**SET TASK**
Restate the data exactly as given and keep the pictures out.

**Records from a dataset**
::::
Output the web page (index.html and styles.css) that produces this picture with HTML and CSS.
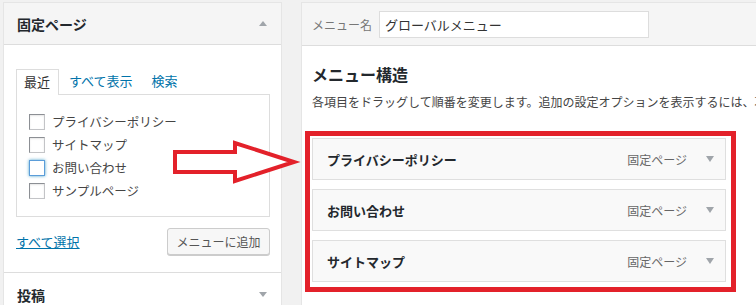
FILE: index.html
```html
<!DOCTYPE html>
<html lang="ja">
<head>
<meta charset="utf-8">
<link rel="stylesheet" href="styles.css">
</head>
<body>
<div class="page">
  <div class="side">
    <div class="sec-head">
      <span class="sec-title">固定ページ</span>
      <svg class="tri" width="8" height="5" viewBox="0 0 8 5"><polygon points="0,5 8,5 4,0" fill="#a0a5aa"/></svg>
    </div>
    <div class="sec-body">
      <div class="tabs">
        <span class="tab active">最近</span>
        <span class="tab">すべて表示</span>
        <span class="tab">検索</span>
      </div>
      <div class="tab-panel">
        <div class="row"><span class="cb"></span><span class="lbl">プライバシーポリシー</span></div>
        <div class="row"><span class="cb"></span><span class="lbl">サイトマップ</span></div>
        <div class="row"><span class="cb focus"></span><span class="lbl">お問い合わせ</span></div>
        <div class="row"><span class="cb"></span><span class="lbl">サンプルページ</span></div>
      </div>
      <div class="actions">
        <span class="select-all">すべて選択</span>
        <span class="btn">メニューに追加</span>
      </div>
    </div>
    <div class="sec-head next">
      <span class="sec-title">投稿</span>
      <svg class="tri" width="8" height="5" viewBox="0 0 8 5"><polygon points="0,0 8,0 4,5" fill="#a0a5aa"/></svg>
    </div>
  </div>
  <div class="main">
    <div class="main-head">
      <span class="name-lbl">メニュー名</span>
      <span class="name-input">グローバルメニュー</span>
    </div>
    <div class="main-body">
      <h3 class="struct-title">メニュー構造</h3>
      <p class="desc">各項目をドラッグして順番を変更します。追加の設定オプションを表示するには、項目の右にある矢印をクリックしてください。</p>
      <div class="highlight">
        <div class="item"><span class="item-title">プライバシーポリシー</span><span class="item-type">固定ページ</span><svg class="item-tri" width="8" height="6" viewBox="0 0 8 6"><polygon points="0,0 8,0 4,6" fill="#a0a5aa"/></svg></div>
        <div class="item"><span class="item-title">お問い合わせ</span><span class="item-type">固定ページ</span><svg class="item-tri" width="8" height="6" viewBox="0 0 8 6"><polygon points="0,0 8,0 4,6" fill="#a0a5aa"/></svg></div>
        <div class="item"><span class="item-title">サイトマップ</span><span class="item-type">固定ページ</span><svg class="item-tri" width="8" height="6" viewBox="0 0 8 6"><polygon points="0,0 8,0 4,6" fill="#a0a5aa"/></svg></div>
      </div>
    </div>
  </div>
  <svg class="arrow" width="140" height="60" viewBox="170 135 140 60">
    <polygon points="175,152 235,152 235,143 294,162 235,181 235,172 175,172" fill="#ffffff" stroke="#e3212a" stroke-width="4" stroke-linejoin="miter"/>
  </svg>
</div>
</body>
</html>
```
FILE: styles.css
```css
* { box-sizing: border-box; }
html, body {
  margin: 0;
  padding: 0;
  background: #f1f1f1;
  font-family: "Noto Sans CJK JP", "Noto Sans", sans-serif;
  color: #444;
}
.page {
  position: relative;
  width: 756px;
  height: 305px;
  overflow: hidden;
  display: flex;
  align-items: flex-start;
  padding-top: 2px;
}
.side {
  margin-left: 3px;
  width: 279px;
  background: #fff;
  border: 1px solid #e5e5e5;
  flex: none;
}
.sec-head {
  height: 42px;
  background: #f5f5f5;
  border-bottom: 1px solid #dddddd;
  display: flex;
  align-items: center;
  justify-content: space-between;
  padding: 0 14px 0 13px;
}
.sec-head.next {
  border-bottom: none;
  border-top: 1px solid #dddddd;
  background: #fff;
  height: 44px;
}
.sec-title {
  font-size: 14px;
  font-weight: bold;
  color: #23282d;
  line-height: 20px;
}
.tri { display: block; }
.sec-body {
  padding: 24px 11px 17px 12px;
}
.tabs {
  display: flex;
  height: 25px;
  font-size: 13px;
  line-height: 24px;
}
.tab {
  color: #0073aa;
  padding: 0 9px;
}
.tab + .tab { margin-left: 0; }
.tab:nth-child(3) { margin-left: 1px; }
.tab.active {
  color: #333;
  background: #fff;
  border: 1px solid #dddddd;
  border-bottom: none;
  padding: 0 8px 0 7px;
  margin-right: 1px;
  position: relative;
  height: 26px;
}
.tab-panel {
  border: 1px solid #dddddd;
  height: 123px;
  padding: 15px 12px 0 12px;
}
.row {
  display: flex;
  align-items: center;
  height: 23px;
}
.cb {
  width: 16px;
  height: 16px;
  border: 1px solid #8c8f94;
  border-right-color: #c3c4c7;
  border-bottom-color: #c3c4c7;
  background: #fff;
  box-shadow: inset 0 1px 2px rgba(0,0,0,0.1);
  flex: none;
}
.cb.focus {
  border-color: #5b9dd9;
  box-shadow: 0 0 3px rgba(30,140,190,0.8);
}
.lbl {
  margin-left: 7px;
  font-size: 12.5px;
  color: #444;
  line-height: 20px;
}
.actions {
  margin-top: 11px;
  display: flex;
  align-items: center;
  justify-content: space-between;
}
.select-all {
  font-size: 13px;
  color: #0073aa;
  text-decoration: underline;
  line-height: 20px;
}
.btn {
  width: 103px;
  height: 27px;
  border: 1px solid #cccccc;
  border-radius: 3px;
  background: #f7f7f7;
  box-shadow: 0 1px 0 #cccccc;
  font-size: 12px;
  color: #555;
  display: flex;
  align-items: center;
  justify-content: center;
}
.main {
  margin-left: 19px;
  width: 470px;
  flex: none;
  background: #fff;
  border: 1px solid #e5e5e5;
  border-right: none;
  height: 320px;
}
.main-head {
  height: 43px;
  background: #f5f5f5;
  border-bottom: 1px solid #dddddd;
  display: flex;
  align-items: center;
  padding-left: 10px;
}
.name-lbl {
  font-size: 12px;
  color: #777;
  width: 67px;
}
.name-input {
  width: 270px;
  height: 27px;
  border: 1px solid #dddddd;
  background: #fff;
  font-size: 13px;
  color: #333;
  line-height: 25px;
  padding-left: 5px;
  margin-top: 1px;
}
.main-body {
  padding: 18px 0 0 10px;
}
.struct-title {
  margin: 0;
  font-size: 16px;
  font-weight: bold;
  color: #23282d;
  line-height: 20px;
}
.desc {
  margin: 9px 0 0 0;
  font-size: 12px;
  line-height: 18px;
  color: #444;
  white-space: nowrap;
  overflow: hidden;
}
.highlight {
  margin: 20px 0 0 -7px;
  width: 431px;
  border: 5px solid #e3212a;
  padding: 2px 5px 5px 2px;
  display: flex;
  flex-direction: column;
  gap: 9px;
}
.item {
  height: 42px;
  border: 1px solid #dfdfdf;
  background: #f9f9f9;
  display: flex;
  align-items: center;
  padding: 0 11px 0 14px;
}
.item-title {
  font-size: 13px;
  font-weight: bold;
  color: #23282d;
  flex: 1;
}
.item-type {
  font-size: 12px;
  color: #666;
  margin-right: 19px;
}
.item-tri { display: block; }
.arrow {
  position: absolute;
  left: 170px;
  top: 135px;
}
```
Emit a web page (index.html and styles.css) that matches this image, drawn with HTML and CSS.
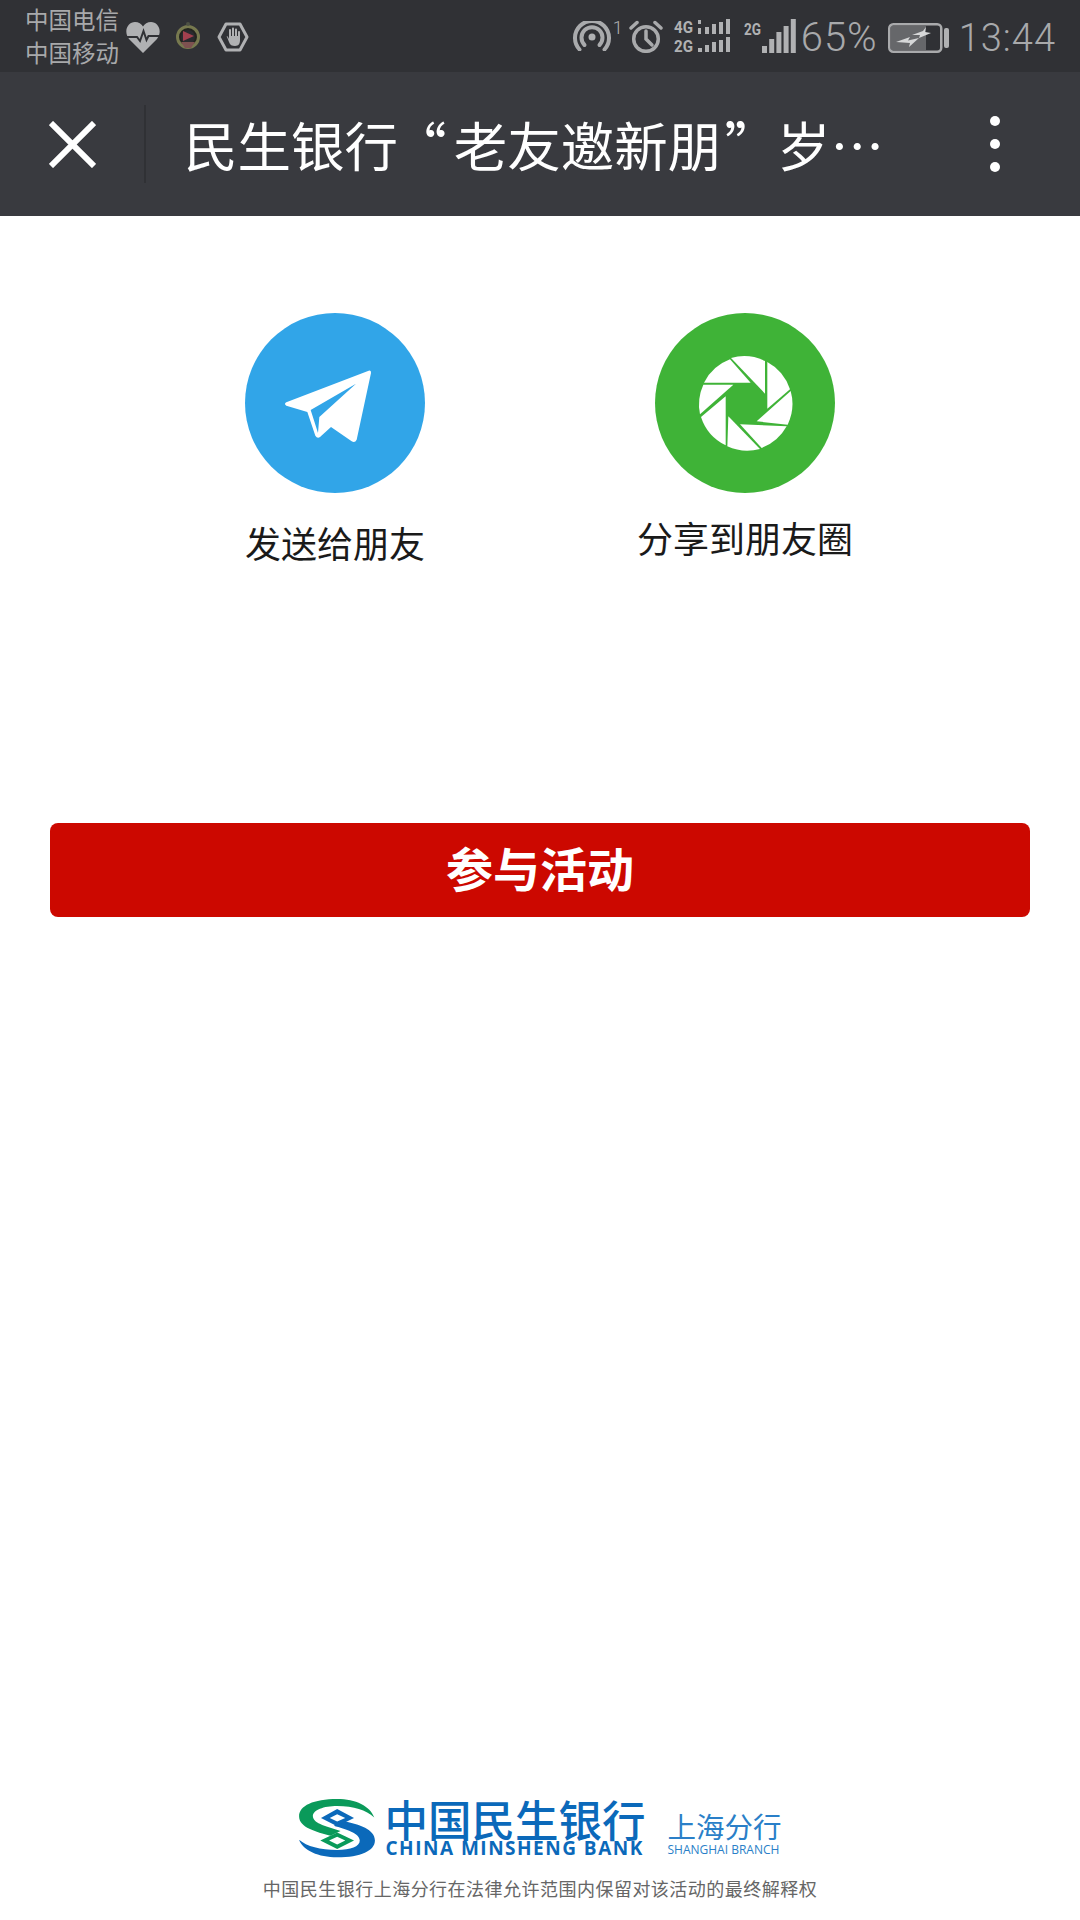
::::
**SOLUTION FOR THIS EXERCISE**
Output the web page (index.html and styles.css) that produces this picture with HTML and CSS.
FILE: index.html
```html
<!DOCTYPE html>
<html lang="ja">
<head>
<meta charset="utf-8">
<link rel="stylesheet" href="styles.css">
</head>
<body>
<div class="page">
  <div class="side">
    <div class="sec-head">
      <span class="sec-title">固定ページ</span>
      <svg class="tri" width="8" height="5" viewBox="0 0 8 5"><polygon points="0,5 8,5 4,0" fill="#a0a5aa"/></svg>
    </div>
    <div class="sec-body">
      <div class="tabs">
        <span class="tab active">最近</span>
        <span class="tab">すべて表示</span>
        <span class="tab">検索</span>
      </div>
      <div class="tab-panel">
        <div class="row"><span class="cb"></span><span class="lbl">プライバシーポリシー</span></div>
        <div class="row"><span class="cb"></span><span class="lbl">サイトマップ</span></div>
        <div class="row"><span class="cb focus"></span><span class="lbl">お問い合わせ</span></div>
        <div class="row"><span class="cb"></span><span class="lbl">サンプルページ</span></div>
      </div>
      <div class="actions">
        <span class="select-all">すべて選択</span>
        <span class="btn">メニューに追加</span>
      </div>
    </div>
    <div class="sec-head next">
      <span class="sec-title">投稿</span>
      <svg class="tri" width="8" height="5" viewBox="0 0 8 5"><polygon points="0,0 8,0 4,5" fill="#a0a5aa"/></svg>
    </div>
  </div>
  <div class="main">
    <div class="main-head">
      <span class="name-lbl">メニュー名</span>
      <span class="name-input">グローバルメニュー</span>
    </div>
    <div class="main-body">
      <h3 class="struct-title">メニュー構造</h3>
      <p class="desc">各項目をドラッグして順番を変更します。追加の設定オプションを表示するには、項目の右にある矢印をクリックしてください。</p>
      <div class="highlight">
        <div class="item"><span class="item-title">プライバシーポリシー</span><span class="item-type">固定ページ</span><svg class="item-tri" width="8" height="6" viewBox="0 0 8 6"><polygon points="0,0 8,0 4,6" fill="#a0a5aa"/></svg></div>
        <div class="item"><span class="item-title">お問い合わせ</span><span class="item-type">固定ページ</span><svg class="item-tri" width="8" height="6" viewBox="0 0 8 6"><polygon points="0,0 8,0 4,6" fill="#a0a5aa"/></svg></div>
        <div class="item"><span class="item-title">サイトマップ</span><span class="item-type">固定ページ</span><svg class="item-tri" width="8" height="6" viewBox="0 0 8 6"><polygon points="0,0 8,0 4,6" fill="#a0a5aa"/></svg></div>
      </div>
    </div>
  </div>
  <svg class="arrow" width="140" height="60" viewBox="170 135 140 60">
    <polygon points="175,152 235,152 235,143 294,162 235,181 235,172 175,172" fill="#ffffff" stroke="#e3212a" stroke-width="4" stroke-linejoin="miter"/>
  </svg>
</div>
</body>
</html>
```
FILE: styles.css
```css
* { box-sizing: border-box; }
html, body {
  margin: 0;
  padding: 0;
  background: #f1f1f1;
  font-family: "Noto Sans CJK JP", "Noto Sans", sans-serif;
  color: #444;
}
.page {
  position: relative;
  width: 756px;
  height: 305px;
  overflow: hidden;
  display: flex;
  align-items: flex-start;
  padding-top: 2px;
}
.side {
  margin-left: 3px;
  width: 279px;
  background: #fff;
  border: 1px solid #e5e5e5;
  flex: none;
}
.sec-head {
  height: 42px;
  background: #f5f5f5;
  border-bottom: 1px solid #dddddd;
  display: flex;
  align-items: center;
  justify-content: space-between;
  padding: 0 14px 0 13px;
}
.sec-head.next {
  border-bottom: none;
  border-top: 1px solid #dddddd;
  background: #fff;
  height: 44px;
}
.sec-title {
  font-size: 14px;
  font-weight: bold;
  color: #23282d;
  line-height: 20px;
}
.tri { display: block; }
.sec-body {
  padding: 24px 11px 17px 12px;
}
.tabs {
  display: flex;
  height: 25px;
  font-size: 13px;
  line-height: 24px;
}
.tab {
  color: #0073aa;
  padding: 0 9px;
}
.tab + .tab { margin-left: 0; }
.tab:nth-child(3) { margin-left: 1px; }
.tab.active {
  color: #333;
  background: #fff;
  border: 1px solid #dddddd;
  border-bottom: none;
  padding: 0 8px 0 7px;
  margin-right: 1px;
  position: relative;
  height: 26px;
}
.tab-panel {
  border: 1px solid #dddddd;
  height: 123px;
  padding: 15px 12px 0 12px;
}
.row {
  display: flex;
  align-items: center;
  height: 23px;
}
.cb {
  width: 16px;
  height: 16px;
  border: 1px solid #8c8f94;
  border-right-color: #c3c4c7;
  border-bottom-color: #c3c4c7;
  background: #fff;
  box-shadow: inset 0 1px 2px rgba(0,0,0,0.1);
  flex: none;
}
.cb.focus {
  border-color: #5b9dd9;
  box-shadow: 0 0 3px rgba(30,140,190,0.8);
}
.lbl {
  margin-left: 7px;
  font-size: 12.5px;
  color: #444;
  line-height: 20px;
}
.actions {
  margin-top: 11px;
  display: flex;
  align-items: center;
  justify-content: space-between;
}
.select-all {
  font-size: 13px;
  color: #0073aa;
  text-decoration: underline;
  line-height: 20px;
}
.btn {
  width: 103px;
  height: 27px;
  border: 1px solid #cccccc;
  border-radius: 3px;
  background: #f7f7f7;
  box-shadow: 0 1px 0 #cccccc;
  font-size: 12px;
  color: #555;
  display: flex;
  align-items: center;
  justify-content: center;
}
.main {
  margin-left: 19px;
  width: 470px;
  flex: none;
  background: #fff;
  border: 1px solid #e5e5e5;
  border-right: none;
  height: 320px;
}
.main-head {
  height: 43px;
  background: #f5f5f5;
  border-bottom: 1px solid #dddddd;
  display: flex;
  align-items: center;
  padding-left: 10px;
}
.name-lbl {
  font-size: 12px;
  color: #777;
  width: 67px;
}
.name-input {
  width: 270px;
  height: 27px;
  border: 1px solid #dddddd;
  background: #fff;
  font-size: 13px;
  color: #333;
  line-height: 25px;
  padding-left: 5px;
  margin-top: 1px;
}
.main-body {
  padding: 18px 0 0 10px;
}
.struct-title {
  margin: 0;
  font-size: 16px;
  font-weight: bold;
  color: #23282d;
  line-height: 20px;
}
.desc {
  margin: 9px 0 0 0;
  font-size: 12px;
  line-height: 18px;
  color: #444;
  white-space: nowrap;
  overflow: hidden;
}
.highlight {
  margin: 20px 0 0 -7px;
  width: 431px;
  border: 5px solid #e3212a;
  padding: 2px 5px 5px 2px;
  display: flex;
  flex-direction: column;
  gap: 9px;
}
.item {
  height: 42px;
  border: 1px solid #dfdfdf;
  background: #f9f9f9;
  display: flex;
  align-items: center;
  padding: 0 11px 0 14px;
}
.item-title {
  font-size: 13px;
  font-weight: bold;
  color: #23282d;
  flex: 1;
}
.item-type {
  font-size: 12px;
  color: #666;
  margin-right: 19px;
}
.item-tri { display: block; }
.arrow {
  position: absolute;
  left: 170px;
  top: 135px;
}
```
Emit a web page (index.html and styles.css) that matches this image, drawn with HTML and CSS.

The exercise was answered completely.